- _What to work on_: Quote the data exactly, first line to the line containing "const x = (count: number)", with no pictures.

# Provided data start

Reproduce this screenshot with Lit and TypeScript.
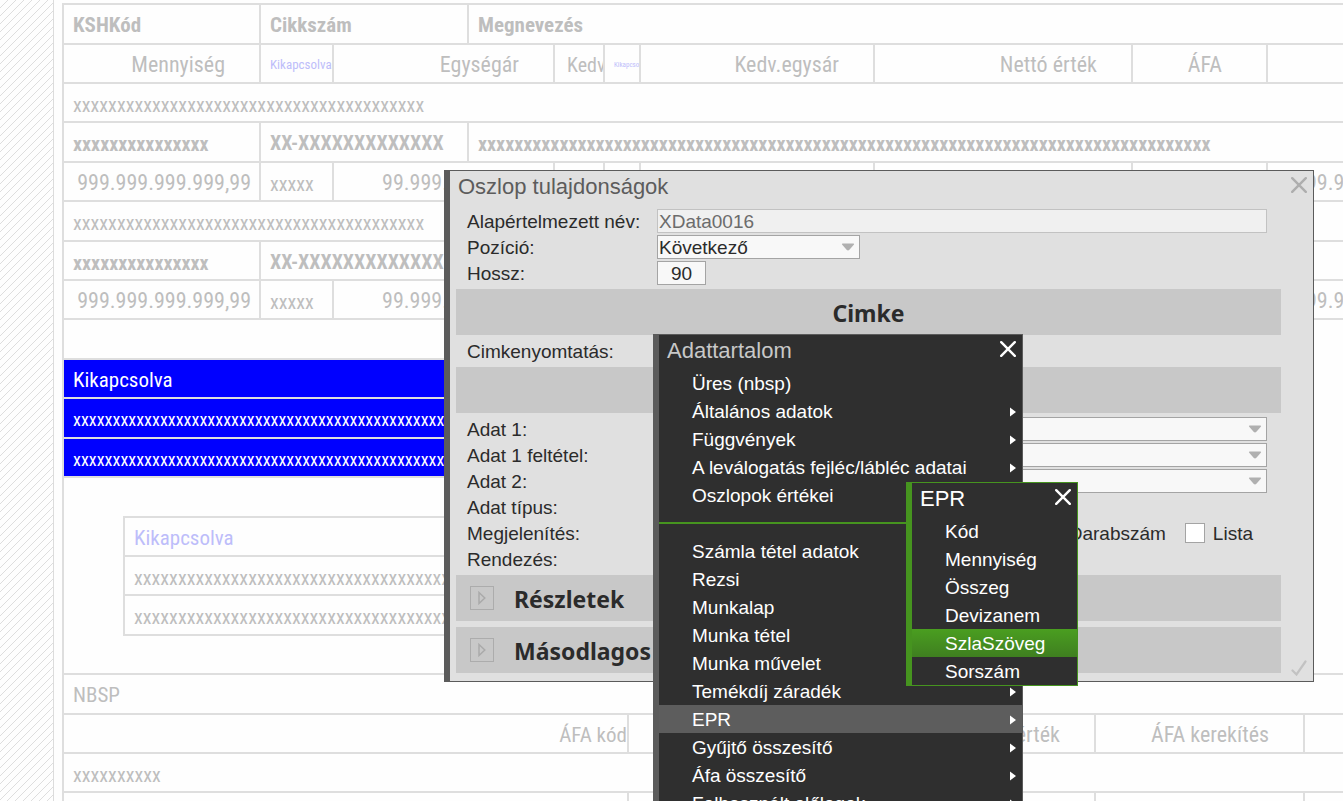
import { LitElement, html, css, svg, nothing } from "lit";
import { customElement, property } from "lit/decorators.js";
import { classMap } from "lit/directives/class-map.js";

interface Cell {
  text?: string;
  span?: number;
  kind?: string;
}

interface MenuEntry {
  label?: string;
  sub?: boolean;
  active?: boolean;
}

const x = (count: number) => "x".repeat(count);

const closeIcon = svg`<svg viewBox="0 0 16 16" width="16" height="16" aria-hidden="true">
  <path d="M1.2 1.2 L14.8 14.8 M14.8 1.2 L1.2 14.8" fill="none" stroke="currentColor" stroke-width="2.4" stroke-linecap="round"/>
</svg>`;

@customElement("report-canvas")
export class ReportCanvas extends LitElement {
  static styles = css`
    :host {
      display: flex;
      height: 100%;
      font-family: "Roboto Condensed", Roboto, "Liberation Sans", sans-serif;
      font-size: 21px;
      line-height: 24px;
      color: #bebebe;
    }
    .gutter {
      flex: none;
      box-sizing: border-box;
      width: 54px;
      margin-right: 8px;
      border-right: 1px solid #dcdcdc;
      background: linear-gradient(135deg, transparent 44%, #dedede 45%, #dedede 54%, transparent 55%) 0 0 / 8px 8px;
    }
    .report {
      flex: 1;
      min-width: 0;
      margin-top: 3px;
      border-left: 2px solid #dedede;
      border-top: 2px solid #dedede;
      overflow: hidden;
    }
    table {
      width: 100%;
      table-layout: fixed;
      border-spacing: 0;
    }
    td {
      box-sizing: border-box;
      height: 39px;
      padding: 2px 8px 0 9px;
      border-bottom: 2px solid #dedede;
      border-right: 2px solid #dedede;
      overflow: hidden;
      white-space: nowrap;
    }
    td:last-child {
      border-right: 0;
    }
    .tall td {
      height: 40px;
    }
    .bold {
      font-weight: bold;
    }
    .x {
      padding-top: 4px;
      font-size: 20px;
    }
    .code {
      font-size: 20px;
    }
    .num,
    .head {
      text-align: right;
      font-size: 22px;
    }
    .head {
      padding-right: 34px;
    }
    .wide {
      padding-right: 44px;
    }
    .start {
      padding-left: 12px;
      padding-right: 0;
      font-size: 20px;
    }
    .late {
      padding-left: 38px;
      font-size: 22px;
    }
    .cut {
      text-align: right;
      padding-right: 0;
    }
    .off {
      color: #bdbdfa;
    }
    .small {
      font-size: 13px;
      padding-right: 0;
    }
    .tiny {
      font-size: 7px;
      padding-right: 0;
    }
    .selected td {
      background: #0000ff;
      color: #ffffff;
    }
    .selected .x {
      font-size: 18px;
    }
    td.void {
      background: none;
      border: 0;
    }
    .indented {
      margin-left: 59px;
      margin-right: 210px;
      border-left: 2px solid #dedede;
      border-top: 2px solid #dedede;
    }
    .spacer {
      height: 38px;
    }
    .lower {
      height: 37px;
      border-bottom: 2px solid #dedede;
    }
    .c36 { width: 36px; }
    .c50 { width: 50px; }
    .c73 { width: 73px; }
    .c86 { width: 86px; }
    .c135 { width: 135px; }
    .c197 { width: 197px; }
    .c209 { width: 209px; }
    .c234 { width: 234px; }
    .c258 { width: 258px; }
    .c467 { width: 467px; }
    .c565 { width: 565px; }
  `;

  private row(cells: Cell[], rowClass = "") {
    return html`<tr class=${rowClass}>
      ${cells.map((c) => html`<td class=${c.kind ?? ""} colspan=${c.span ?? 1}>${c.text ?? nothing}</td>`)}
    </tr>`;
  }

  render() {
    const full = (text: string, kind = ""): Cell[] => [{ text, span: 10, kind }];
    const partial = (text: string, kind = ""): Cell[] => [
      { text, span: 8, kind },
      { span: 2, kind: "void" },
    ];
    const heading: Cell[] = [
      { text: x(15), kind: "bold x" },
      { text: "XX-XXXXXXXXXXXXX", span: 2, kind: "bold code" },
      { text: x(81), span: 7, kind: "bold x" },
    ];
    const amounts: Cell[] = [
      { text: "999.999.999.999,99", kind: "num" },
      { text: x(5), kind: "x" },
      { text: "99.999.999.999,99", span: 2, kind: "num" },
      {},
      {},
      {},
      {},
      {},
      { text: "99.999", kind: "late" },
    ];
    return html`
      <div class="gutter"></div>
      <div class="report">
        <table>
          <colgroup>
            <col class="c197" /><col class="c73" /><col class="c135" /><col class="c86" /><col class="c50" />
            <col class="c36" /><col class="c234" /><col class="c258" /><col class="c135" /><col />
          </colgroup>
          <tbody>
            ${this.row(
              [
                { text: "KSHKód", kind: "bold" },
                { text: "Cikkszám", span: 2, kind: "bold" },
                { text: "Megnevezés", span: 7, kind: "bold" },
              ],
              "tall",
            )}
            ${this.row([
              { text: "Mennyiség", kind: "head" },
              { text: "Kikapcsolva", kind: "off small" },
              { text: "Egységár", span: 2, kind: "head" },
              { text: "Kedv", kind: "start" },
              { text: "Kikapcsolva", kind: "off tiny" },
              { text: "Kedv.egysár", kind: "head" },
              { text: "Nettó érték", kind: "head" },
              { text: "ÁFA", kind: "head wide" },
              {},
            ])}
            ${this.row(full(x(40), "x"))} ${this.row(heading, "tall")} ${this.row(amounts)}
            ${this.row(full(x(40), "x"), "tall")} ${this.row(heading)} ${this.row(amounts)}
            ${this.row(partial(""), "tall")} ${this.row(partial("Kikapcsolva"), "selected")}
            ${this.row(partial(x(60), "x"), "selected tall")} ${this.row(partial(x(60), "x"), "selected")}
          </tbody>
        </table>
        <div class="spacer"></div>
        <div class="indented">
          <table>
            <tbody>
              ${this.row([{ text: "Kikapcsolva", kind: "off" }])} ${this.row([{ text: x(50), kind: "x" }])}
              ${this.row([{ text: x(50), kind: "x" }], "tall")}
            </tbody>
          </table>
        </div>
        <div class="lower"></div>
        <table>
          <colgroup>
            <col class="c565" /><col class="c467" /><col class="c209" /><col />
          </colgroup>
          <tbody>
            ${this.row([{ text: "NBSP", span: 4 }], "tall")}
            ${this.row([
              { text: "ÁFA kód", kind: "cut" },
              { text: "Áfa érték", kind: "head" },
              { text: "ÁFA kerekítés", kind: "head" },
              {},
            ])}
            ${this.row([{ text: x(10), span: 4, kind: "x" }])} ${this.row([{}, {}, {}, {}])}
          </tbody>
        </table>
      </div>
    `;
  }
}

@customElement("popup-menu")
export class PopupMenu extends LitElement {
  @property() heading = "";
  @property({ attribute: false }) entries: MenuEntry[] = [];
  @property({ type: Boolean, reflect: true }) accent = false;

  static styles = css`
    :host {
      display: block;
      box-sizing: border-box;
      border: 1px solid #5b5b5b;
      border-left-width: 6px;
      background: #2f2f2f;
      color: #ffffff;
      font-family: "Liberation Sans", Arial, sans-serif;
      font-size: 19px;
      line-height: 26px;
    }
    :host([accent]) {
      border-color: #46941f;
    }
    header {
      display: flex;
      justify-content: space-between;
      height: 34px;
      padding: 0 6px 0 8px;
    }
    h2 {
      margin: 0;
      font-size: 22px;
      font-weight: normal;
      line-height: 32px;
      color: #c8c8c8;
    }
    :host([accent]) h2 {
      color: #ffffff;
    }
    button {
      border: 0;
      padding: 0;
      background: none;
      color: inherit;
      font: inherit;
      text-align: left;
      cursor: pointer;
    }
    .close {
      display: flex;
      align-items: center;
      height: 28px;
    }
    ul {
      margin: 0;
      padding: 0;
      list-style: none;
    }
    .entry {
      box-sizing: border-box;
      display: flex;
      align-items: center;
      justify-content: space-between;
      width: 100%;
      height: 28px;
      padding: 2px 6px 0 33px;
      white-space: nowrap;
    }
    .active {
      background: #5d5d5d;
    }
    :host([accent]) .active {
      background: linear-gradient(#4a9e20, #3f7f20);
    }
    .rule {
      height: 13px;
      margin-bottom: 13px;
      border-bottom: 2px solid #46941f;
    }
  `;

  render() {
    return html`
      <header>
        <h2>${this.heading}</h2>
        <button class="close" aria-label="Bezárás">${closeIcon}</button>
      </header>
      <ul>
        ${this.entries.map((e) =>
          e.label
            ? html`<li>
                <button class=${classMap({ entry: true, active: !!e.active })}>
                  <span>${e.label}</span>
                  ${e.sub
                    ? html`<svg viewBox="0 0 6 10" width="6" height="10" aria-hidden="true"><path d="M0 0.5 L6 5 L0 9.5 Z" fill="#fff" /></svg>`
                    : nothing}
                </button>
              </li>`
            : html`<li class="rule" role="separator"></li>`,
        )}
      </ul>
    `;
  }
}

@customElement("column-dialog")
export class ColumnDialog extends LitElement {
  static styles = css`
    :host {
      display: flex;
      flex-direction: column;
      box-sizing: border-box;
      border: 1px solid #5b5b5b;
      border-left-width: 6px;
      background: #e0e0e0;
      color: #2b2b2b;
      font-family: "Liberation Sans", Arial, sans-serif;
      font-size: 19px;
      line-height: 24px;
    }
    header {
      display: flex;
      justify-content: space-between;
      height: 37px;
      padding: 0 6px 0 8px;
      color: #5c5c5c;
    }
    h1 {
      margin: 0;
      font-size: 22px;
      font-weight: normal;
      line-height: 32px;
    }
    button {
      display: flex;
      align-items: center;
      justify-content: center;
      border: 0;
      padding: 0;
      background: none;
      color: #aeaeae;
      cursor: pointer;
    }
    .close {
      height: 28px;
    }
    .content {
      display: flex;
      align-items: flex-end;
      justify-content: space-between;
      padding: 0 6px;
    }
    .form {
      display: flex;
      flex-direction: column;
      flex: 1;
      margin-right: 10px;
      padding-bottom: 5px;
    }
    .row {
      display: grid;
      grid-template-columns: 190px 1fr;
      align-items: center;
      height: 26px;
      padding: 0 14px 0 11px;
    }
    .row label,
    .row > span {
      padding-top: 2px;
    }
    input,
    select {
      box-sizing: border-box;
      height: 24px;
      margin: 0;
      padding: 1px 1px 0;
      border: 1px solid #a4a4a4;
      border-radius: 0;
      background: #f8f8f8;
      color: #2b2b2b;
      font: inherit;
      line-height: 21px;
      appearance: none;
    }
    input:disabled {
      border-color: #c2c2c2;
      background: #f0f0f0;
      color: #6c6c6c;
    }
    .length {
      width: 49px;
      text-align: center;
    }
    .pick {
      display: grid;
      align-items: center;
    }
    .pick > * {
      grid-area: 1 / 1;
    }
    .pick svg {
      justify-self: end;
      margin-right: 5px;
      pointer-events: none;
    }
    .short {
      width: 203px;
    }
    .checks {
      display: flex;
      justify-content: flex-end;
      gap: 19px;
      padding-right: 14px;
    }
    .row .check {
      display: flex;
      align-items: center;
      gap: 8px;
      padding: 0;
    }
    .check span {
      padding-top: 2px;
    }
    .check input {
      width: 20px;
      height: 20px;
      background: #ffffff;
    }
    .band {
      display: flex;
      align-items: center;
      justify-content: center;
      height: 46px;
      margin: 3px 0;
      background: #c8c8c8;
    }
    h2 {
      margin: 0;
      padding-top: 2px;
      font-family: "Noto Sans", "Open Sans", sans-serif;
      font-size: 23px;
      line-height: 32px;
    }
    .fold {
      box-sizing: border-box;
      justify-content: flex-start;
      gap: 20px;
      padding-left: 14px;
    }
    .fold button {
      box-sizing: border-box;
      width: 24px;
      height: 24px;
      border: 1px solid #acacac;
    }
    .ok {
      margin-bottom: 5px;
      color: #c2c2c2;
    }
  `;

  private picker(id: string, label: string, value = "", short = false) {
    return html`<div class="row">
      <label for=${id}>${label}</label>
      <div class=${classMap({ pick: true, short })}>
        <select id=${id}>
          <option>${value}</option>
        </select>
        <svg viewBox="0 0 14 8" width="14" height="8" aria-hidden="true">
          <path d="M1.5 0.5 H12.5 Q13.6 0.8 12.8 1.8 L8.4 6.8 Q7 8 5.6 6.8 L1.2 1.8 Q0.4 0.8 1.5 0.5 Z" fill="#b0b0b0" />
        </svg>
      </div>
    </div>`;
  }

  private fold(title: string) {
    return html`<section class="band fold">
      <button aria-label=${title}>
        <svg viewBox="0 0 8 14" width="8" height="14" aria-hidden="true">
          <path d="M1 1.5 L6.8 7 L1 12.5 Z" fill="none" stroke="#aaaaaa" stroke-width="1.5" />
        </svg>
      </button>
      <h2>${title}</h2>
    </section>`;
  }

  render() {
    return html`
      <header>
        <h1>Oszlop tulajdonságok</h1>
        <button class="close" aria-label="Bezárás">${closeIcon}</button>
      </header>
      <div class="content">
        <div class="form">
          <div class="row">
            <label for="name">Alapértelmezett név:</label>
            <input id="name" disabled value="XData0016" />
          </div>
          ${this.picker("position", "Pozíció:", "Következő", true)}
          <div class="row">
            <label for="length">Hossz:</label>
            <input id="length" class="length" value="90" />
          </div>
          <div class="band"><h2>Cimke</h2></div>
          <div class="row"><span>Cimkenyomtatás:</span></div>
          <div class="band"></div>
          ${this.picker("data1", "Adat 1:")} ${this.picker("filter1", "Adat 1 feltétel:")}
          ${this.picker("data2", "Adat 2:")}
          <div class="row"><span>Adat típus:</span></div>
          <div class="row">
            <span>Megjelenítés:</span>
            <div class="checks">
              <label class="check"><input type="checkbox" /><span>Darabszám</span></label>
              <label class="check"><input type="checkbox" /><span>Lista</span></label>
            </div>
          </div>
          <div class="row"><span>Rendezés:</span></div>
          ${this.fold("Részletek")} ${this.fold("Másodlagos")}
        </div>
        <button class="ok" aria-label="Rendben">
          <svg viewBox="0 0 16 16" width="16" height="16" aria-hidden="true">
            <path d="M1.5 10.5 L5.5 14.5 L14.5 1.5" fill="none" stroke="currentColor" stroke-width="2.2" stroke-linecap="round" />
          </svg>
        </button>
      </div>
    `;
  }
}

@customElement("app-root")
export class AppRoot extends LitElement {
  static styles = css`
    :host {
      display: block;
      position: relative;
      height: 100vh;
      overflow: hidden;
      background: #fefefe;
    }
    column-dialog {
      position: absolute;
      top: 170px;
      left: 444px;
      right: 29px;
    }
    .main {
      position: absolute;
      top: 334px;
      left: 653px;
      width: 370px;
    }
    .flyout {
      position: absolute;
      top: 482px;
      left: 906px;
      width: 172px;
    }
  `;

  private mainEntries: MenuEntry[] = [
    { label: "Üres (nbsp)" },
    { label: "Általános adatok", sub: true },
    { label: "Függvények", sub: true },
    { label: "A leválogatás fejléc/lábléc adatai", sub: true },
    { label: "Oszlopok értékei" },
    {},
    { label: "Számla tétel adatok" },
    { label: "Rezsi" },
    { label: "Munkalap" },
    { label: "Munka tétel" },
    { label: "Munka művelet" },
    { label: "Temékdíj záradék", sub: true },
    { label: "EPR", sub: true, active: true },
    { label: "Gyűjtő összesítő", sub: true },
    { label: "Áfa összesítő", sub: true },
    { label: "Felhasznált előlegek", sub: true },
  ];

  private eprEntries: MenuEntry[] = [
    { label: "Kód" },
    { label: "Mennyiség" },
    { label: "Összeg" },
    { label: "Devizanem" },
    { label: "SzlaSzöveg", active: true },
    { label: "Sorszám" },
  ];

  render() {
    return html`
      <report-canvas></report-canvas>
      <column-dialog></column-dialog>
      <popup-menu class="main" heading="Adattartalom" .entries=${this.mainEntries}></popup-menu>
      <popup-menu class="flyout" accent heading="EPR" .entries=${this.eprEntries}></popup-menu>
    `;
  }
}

# Provided data end

- _Exercise solution_:
Reproduce this screenshot with Lit and TypeScript.
import { LitElement, html, css, svg, nothing } from "lit";
import { customElement, property } from "lit/decorators.js";
import { classMap } from "lit/directives/class-map.js";

interface Cell {
  text?: string;
  span?: number;
  kind?: string;
}

interface MenuEntry {
  label?: string;
  sub?: boolean;
  active?: boolean;
}

const x = (count: number) => "x".repeat(count);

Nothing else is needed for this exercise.